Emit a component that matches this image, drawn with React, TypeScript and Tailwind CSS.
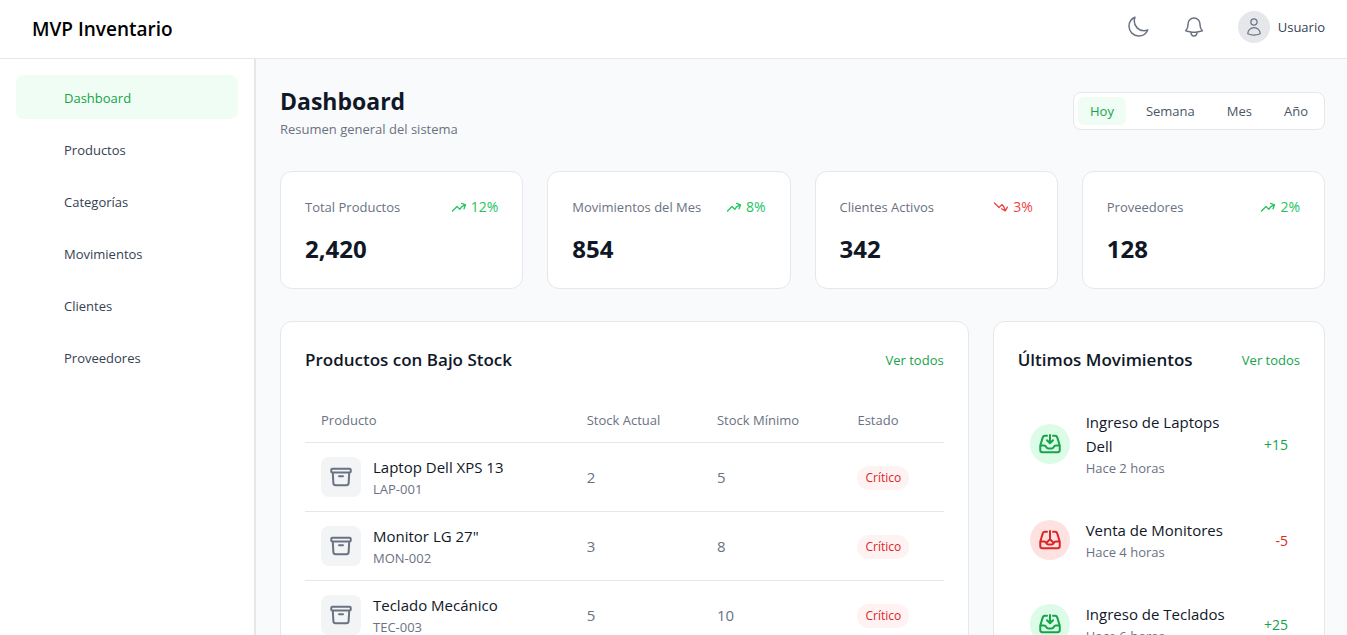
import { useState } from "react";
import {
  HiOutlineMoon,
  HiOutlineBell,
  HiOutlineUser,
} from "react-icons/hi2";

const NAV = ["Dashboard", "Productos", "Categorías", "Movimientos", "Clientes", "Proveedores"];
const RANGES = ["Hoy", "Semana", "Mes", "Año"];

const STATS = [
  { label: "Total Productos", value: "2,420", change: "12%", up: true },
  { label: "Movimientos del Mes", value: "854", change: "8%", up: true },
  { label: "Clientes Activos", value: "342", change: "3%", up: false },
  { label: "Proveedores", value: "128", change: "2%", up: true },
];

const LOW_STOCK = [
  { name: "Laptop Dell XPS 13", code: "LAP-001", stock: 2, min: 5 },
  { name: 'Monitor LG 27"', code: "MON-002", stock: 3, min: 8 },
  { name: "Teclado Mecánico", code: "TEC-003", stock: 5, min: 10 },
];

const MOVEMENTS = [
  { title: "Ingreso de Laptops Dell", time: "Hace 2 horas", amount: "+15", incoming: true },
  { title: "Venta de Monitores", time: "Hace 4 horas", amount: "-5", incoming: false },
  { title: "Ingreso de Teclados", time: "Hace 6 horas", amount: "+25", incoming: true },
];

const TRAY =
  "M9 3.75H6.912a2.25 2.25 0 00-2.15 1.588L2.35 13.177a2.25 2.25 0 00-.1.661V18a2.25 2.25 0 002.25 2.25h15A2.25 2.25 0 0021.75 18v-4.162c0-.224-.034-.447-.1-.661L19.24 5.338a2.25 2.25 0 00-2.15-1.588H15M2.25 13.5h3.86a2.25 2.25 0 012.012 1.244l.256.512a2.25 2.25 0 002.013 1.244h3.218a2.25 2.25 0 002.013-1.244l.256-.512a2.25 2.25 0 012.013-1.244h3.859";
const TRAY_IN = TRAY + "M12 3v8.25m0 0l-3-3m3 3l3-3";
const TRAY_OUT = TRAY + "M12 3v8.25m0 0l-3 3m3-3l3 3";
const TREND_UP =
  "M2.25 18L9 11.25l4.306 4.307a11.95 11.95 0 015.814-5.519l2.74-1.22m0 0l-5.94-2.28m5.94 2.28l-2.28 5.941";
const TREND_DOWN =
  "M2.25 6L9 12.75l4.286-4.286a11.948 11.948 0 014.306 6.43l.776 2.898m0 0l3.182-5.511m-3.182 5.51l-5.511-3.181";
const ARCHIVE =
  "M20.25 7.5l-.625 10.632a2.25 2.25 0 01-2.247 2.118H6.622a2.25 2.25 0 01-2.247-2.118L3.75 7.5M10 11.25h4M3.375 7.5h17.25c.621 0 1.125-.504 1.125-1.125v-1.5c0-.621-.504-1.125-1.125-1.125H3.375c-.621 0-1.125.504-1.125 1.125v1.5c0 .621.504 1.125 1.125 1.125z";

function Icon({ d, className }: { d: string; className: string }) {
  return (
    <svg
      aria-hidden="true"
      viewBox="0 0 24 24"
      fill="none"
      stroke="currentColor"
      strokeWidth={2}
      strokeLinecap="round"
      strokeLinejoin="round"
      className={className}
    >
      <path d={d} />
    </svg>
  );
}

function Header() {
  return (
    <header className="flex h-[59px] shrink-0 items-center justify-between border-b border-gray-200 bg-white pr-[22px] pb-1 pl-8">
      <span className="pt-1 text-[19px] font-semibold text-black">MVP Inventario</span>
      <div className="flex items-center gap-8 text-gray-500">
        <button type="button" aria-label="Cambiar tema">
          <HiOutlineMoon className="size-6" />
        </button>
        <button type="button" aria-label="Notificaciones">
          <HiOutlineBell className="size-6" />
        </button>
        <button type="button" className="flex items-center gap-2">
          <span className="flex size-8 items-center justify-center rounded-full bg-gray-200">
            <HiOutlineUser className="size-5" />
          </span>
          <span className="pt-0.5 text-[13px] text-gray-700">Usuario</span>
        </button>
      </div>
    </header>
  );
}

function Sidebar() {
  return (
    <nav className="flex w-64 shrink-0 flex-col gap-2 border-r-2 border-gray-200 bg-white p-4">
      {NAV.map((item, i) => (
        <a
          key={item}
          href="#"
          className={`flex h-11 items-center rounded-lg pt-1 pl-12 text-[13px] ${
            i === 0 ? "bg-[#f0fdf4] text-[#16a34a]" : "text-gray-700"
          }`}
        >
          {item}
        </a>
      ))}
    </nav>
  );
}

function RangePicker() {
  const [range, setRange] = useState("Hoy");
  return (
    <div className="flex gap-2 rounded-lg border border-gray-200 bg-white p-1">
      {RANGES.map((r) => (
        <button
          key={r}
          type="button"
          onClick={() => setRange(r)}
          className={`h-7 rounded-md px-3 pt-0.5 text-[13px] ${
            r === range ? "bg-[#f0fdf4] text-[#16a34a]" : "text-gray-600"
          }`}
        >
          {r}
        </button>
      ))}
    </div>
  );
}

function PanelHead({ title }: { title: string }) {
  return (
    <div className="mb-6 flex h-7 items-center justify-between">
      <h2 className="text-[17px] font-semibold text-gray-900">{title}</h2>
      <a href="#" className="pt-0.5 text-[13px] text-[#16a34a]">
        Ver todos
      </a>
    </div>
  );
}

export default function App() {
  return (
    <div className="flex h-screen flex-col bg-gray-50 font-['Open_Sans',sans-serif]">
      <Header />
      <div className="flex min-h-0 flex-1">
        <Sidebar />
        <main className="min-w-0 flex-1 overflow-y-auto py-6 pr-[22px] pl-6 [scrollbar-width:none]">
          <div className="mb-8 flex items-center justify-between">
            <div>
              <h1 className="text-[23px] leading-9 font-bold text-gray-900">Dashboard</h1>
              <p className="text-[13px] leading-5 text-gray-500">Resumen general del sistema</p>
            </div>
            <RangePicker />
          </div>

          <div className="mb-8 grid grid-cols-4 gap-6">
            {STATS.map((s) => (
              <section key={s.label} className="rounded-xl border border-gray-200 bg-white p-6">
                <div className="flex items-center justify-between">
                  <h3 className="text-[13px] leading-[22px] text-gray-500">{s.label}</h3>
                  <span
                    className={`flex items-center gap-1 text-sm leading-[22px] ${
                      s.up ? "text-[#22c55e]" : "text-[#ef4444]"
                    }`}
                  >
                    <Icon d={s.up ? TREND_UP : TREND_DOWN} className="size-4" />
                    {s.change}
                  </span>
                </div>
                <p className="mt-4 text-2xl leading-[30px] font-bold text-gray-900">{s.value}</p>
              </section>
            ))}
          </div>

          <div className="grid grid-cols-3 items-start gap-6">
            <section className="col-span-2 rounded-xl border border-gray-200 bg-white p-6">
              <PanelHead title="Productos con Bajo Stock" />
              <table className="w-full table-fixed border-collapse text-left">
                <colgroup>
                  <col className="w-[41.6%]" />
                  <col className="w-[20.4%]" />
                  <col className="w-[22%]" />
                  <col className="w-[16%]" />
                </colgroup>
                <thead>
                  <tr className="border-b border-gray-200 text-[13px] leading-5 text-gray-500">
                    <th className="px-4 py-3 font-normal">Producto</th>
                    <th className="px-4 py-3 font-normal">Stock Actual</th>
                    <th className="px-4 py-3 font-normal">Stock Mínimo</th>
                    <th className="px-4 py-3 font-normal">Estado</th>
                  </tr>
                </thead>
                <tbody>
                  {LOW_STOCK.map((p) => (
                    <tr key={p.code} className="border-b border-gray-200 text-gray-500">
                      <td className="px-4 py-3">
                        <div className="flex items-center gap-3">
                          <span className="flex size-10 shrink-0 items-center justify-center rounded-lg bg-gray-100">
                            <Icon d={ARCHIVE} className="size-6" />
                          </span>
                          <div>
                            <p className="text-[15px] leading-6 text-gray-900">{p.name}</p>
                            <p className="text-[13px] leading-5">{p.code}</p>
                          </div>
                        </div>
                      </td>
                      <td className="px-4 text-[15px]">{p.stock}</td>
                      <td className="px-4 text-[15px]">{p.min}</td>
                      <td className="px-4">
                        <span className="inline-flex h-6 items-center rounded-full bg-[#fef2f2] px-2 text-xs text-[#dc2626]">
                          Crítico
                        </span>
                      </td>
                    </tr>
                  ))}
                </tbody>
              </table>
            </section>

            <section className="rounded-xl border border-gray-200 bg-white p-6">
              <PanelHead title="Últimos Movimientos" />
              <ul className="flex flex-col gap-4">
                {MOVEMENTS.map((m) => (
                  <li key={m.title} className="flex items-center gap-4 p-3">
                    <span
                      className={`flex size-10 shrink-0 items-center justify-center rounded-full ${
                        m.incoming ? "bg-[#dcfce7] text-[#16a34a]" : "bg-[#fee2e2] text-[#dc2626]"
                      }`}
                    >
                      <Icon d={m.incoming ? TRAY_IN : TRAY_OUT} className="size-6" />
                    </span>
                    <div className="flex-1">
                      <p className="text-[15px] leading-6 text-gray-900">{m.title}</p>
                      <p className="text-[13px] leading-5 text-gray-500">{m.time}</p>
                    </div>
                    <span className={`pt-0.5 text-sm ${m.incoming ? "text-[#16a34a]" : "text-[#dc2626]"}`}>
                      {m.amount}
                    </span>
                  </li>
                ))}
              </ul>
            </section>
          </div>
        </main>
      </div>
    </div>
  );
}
◇ ◇ ◇ ◇ ◇
__EXERCISE TASK__
Please restate the material above line by line, exactly, beginning at its first line and ending with the line that contains "7.5l-.625 10.632a2.25 2.25", without any pictures.

__ANSWER FOR THIS EXERCISE__
Emit a component that matches this image, drawn with React, TypeScript and Tailwind CSS.
import { useState } from "react";
import {
  HiOutlineMoon,
  HiOutlineBell,
  HiOutlineUser,
} from "react-icons/hi2";

const NAV = ["Dashboard", "Productos", "Categorías", "Movimientos", "Clientes", "Proveedores"];
const RANGES = ["Hoy", "Semana", "Mes", "Año"];

const STATS = [
  { label: "Total Productos", value: "2,420", change: "12%", up: true },
  { label: "Movimientos del Mes", value: "854", change: "8%", up: true },
  { label: "Clientes Activos", value: "342", change: "3%", up: false },
  { label: "Proveedores", value: "128", change: "2%", up: true },
];

const LOW_STOCK = [
  { name: "Laptop Dell XPS 13", code: "LAP-001", stock: 2, min: 5 },
  { name: 'Monitor LG 27"', code: "MON-002", stock: 3, min: 8 },
  { name: "Teclado Mecánico", code: "TEC-003", stock: 5, min: 10 },
];

const MOVEMENTS = [
  { title: "Ingreso de Laptops Dell", time: "Hace 2 horas", amount: "+15", incoming: true },
  { title: "Venta de Monitores", time: "Hace 4 horas", amount: "-5", incoming: false },
  { title: "Ingreso de Teclados", time: "Hace 6 horas", amount: "+25", incoming: true },
];

const TRAY =
  "M9 3.75H6.912a2.25 2.25 0 00-2.15 1.588L2.35 13.177a2.25 2.25 0 00-.1.661V18a2.25 2.25 0 002.25 2.25h15A2.25 2.25 0 0021.75 18v-4.162c0-.224-.034-.447-.1-.661L19.24 5.338a2.25 2.25 0 00-2.15-1.588H15M2.25 13.5h3.86a2.25 2.25 0 012.012 1.244l.256.512a2.25 2.25 0 002.013 1.244h3.218a2.25 2.25 0 002.013-1.244l.256-.512a2.25 2.25 0 012.013-1.244h3.859";
const TRAY_IN = TRAY + "M12 3v8.25m0 0l-3-3m3 3l3-3";
const TRAY_OUT = TRAY + "M12 3v8.25m0 0l-3 3m3-3l3 3";
const TREND_UP =
  "M2.25 18L9 11.25l4.306 4.307a11.95 11.95 0 015.814-5.519l2.74-1.22m0 0l-5.94-2.28m5.94 2.28l-2.28 5.941";
const TREND_DOWN =
  "M2.25 6L9 12.75l4.286-4.286a11.948 11.948 0 014.306 6.43l.776 2.898m0 0l3.182-5.511m-3.182 5.51l-5.511-3.181";
const ARCHIVE =
  "M20.25 7.5l-.625 10.632a2.25 2.25 0 01-2.247 2.118H6.622a2.25 2.25 0 01-2.247-2.118L3.75 7.5M10 11.25h4M3.375 7.5h17.25c.621 0 1.125-.504 1.125-1.125v-1.5c0-.621-.504-1.125-1.125-1.125H3.375c-.621 0-1.125.504-1.125 1.125v1.5c0 .621.504 1.125 1.125 1.125z";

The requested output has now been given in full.